The Chancellor now says that ‘there are no plans for the introduction of a 18.5% VAT rate in 2011′. While that’s as may be, there is plenty of time between now and then for such plans to come into being.
Update 18.00 26th November: It has emerged during debate in the House of Commons that the UK Government considered a rise in VAT to 20% before, they say, rejecting it, presumably in favour of the rise to 18.5% from 2011 which seems not to be in the plans today.
The Conservatives have identified a £10 billion hole in the accounts of the Pre-Budget Report prepared by the Prime Minister and the Chancellor. It was delivered to the House on Monday by the Chancellor, to be followed by a damaging series of revisions and retractions, of which this is one.
And a handbrake turn on the largest single tax hike on whisky in forty years hidden in budget small print
The U-turn (Wednesday 26th November): The whisky industry has rightly flexed its considerable muscle. Suddenly this was all an awful mistake, The Chancellor (and HMV) had ‘not intended’ to do anything their than keep the price of whisky at the same level, exchanging the drop in price through the 2.5% VAT cut for a tax hike they thought would simply put that cost back. The Treasury ‘forgot’ that duty on alcohol is calculated not by percentage of price but alcohol by volume. This naturally made the additonal burden on spirits higher than intended.
Believe this or not, at best it is the sort of basic mathematical error a Higher Maths student would be hammered for making. Coming from the Treasury, it does not instill confidence.
In any case, the Chancellor has ordered a review of the measure announced and it is anticipated that procedures will be taken to reduce the hike on whisky to maintain both the tax take and the retail price at current levels.
The original story (small hours of Tuesday 25th November): When UK Chancellor Alistair Darling introduced his Pre-Budget report a few hours ago on Monday 24th November 2008 – effectively a mini-budget, what he did NOT announce was another sharp hike in the tax on whisky. This was hidden away in the small print of the full written report, released later yesterday.
The Scotch Whisky Association says that, even when allowing for the 2.5% cut VAT – limited to a thirteen month duration, the announcement will put an extra 29p on an average 70cl bottle – and more than that when VAT goes back up to 17.5% after 1st January 2010.
The move has provoked a storm of protest in and for Scotland and its major export.

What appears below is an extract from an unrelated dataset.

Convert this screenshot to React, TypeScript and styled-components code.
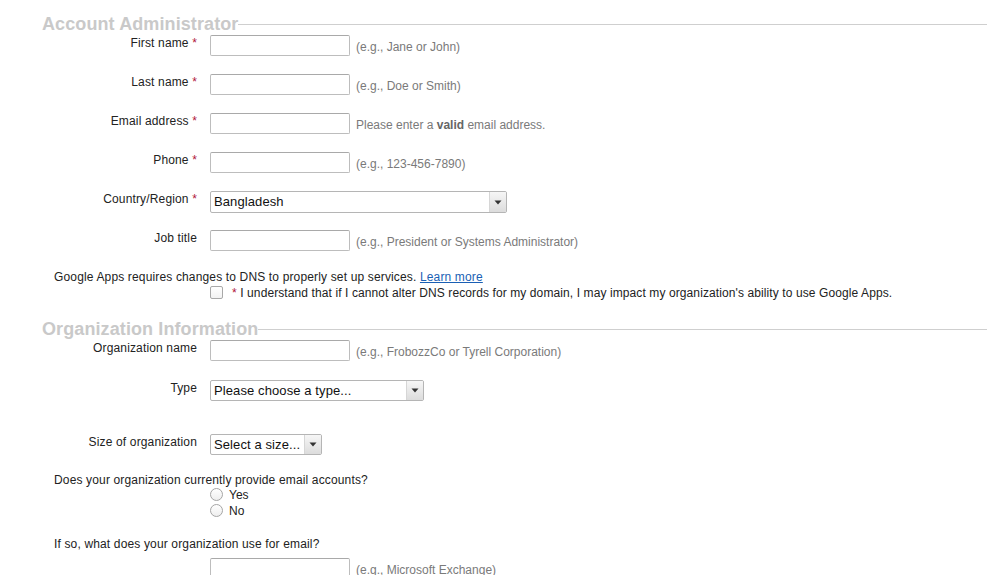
import React from "react";
import styled, { createGlobalStyle } from "styled-components";

const Global = createGlobalStyle`
  html, body { margin: 0; padding: 0; background: #fff; }
  body {
    font-family: "Liberation Sans", Arial, sans-serif;
    font-size: 12px;
    color: #222;
  }
`;

const Page = styled.div`
  padding: 15px 0 0 54px;
  width: 933px;
  overflow: hidden;
  height: 560px;
`;

const Legend = styled.div<{ $mt?: number }>`
  display: flex;
  align-items: center;
  margin: ${(p) => p.$mt ?? 0}px 0 0 -12px;
  height: 18px;
`;

const LegendText = styled.h2`
  margin: 0;
  font-size: 18px;
  line-height: 18px;
  font-weight: bold;
  letter-spacing: 0.1px;
  color: #c9c9c9;
  white-space: nowrap;
`;

const LegendRule = styled.div`
  flex: 1;
  border-top: 1px solid #cfcfcf;
  height: 0;
`;

const Rows = styled.div`
  margin-top: 2px;
`;

const Row = styled.div<{ $mb?: number }>`
  display: flex;
  align-items: flex-start;
  height: 21px;
  margin-bottom: ${(p) => p.$mb ?? 18}px;
`;

const Label = styled.label`
  width: 143px;
  margin-right: 13px;
  text-align: right;
  line-height: 15px;
  padding-top: 1px;
  letter-spacing: 0.15px;
  white-space: nowrap;
  color: #222;
`;

const Req = styled.span`
  color: #b0163a;
`;

const TextBox = styled.input`
  box-sizing: border-box;
  width: 140px;
  height: 21px;
  margin: 0;
  padding: 2px 4px;
  border: 1px solid #bdbdbd;
  border-top-color: #a9a9a9;
  border-radius: 2px;
  font: 13px "Liberation Sans", Arial, sans-serif;
  background: #fff;
  outline: none;
`;

const Hint = styled.span`
  margin-left: 6px;
  padding-top: 5px;
  line-height: 15px;
  color: #7a7a7a;
  white-space: nowrap;
  b {
    color: #666;
  }
`;

const SelectBox = styled.div<{ $w: number; $h?: number }>`
  box-sizing: border-box;
  display: flex;
  width: ${(p) => p.$w}px;
  height: ${(p) => p.$h ?? 21}px;
  border: 1px solid #b5b5b5;
  border-radius: 2px;
  background: #fff;
  overflow: hidden;
`;

const SelectValue = styled.span`
  flex: 1;
  padding-left: 3px;
  font-size: 13px;
  line-height: 19px;
  letter-spacing: 0.1px;
  color: #111;
  white-space: nowrap;
`;

const SelectArrow = styled.span`
  width: 16px;
  display: flex;
  align-items: center;
  justify-content: center;
  border-left: 1px solid #d6d6d6;
  background: linear-gradient(#f6f6f6, #dcdcdc);
`;

const Para = styled.div<{ $mt?: number }>`
  line-height: 15px;
  margin-top: ${(p) => p.$mt ?? 0}px;
  letter-spacing: 0.15px;
  color: #222;
  white-space: nowrap;
`;

const Link = styled.a`
  color: #1a5fb4;
  text-decoration: underline;
`;

const CheckLine = styled.div`
  display: flex;
  align-items: center;
  height: 15px;
  padding-left: 156px;
  letter-spacing: 0.1px;
  white-space: nowrap;
`;

const CheckBox = styled.span`
  box-sizing: border-box;
  width: 13px;
  height: 13px;
  border: 1px solid #a8a8a8;
  border-radius: 2px;
  background: linear-gradient(#fff, #f2f2f2);
  margin-right: 9px;
`;

const RadioRow = styled.div`
  display: flex;
  align-items: flex-start;
  height: 16px;
  padding-left: 156px;
`;

const Radio = styled.span`
  box-sizing: border-box;
  width: 13px;
  height: 13px;
  border: 1px solid #a5a5a5;
  border-radius: 50%;
  background: linear-gradient(#fff, #eee);
  margin-right: 6px;
`;

const RadioText = styled.span`
  line-height: 14px;
  font-size: 12px;
  color: #222;
`;

const IndentRow = styled.div<{ $mt?: number }>`
  display: flex;
  align-items: flex-start;
  padding-left: 156px;
  margin-top: ${(p) => p.$mt ?? 0}px;
`;

const Arrow = () => (
  <svg width="8" height="5" viewBox="0 0 8 5">
    <path d="M0.5 0.5 L7.5 0.5 L4 4.5 Z" fill="#333" />
  </svg>
);

const Select = ({ w, h, value }: { w: number; h?: number; value: string }) => (
  <SelectBox $w={w} $h={h}>
    <SelectValue>{value}</SelectValue>
    <SelectArrow>
      <Arrow />
    </SelectArrow>
  </SelectBox>
);

type Field = {
  label: string;
  req?: boolean;
  hint?: React.ReactNode;
  select?: { w: number; h?: number; value: string };
  mb?: number;
};

const adminFields: Field[] = [
  { label: "First name", req: true, hint: "(e.g., Jane or John)" },
  { label: "Last name", req: true, hint: "(e.g., Doe or Smith)" },
  {
    label: "Email address",
    req: true,
    hint: (
      <>
        Please enter a <b>valid</b> email address.
      </>
    ),
  },
  { label: "Phone", req: true, hint: "(e.g., 123-456-7890)" },
  { label: "Country/Region", req: true, select: { w: 297, h: 22, value: "Bangladesh" } },
  { label: "Job title", hint: "(e.g., President or Systems Administrator)", mb: 19 },
];

const orgFields: Field[] = [
  { label: "Organization name", hint: "(e.g., FrobozzCo or Tyrell Corporation)", mb: 19 },
  { label: "Type", select: { w: 214, value: "Please choose a type..." }, mb: 33 },
  { label: "Size of organization", select: { w: 112, value: "Select a size..." } },
];

const FieldRow = ({ f }: { f: Field }) => (
  <Row $mb={f.mb}>
    <Label>
      {f.label}
      {f.req && <Req> *</Req>}
    </Label>
    {f.select ? <Select {...f.select} /> : <TextBox type="text" />}
    {f.hint && <Hint>{f.hint}</Hint>}
  </Row>
);

export default function App() {
  return (
    <>
      <Global />
      <Page>
        <Legend>
          <LegendText>Account Administrator</LegendText>
          <LegendRule />
        </Legend>
        <Rows>
          {adminFields.map((f) => (
            <FieldRow key={f.label} f={f} />
          ))}
        </Rows>
        <Para>
          Google Apps requires changes to DNS to properly set up services. <Link href="#">Learn more</Link>
        </Para>
        <CheckLine>
          <CheckBox />
          <Req>*</Req>&nbsp;I understand that if I cannot alter DNS records for my domain, I may impact my
          organization's ability to use Google Apps.
        </CheckLine>
        <Legend $mt={20}>
          <LegendText>Organization Information</LegendText>
          <LegendRule />
        </Legend>
        <Rows>
          {orgFields.map((f) => (
            <FieldRow key={f.label} f={f} />
          ))}
        </Rows>
        <Para>Does your organization currently provide email accounts?</Para>
        <RadioRow>
          <Radio />
          <RadioText>Yes</RadioText>
        </RadioRow>
        <RadioRow>
          <Radio />
          <RadioText>No</RadioText>
        </RadioRow>
        <Para $mt={17}>If so, what does your organization use for email?</Para>
        <IndentRow $mt={6}>
          <TextBox type="text" />
          <Hint>(e.g., Microsoft Exchange)</Hint>
        </IndentRow>
      </Page>
    </>
  );
}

Angus Robertson, MP for Moray, the largest concentration of whisky distilling in the country, has gone on the attack as has his Holyrood colleague, Argyll & Bute MSP, Jim Mather, with responsibility for many of Scotland’s legendary single malts distilled in Argyll. With additional responsibilities for the whisky industry as Minister for Enterprise, Energy and Tourism, Mr Mather says: ‘I see that Angus Robertson has written to Alastair Darling protesting at this latest rise in Whisky taxation.
‘Not only is the rise substantial but the timing is unfortunate, falling due, as it does, in the period when a large percentage of sales in the home market, in the run up to Christmas and the New Year festivities, takes place. More than 40% of sales of Malt Whisky and 30% of Blended Whiskies takes place at this time of year and it is a vital time for the health of the domestic whisky trade.
‘As well as taking risks with the future viability of the distilling industry at home, the Chancellor sends out entirely the wrong message to other governments where we export whisky and who are often ready and willing to follow his example. After all, if the UK chancellor is prepared to use the prestigious Scotch whisky trade as a cash cow why would others hesitate to do likewise?
‘It is clear that this damaging and reckless decision can have only a negative effect on one of Scotland’s most important industries’.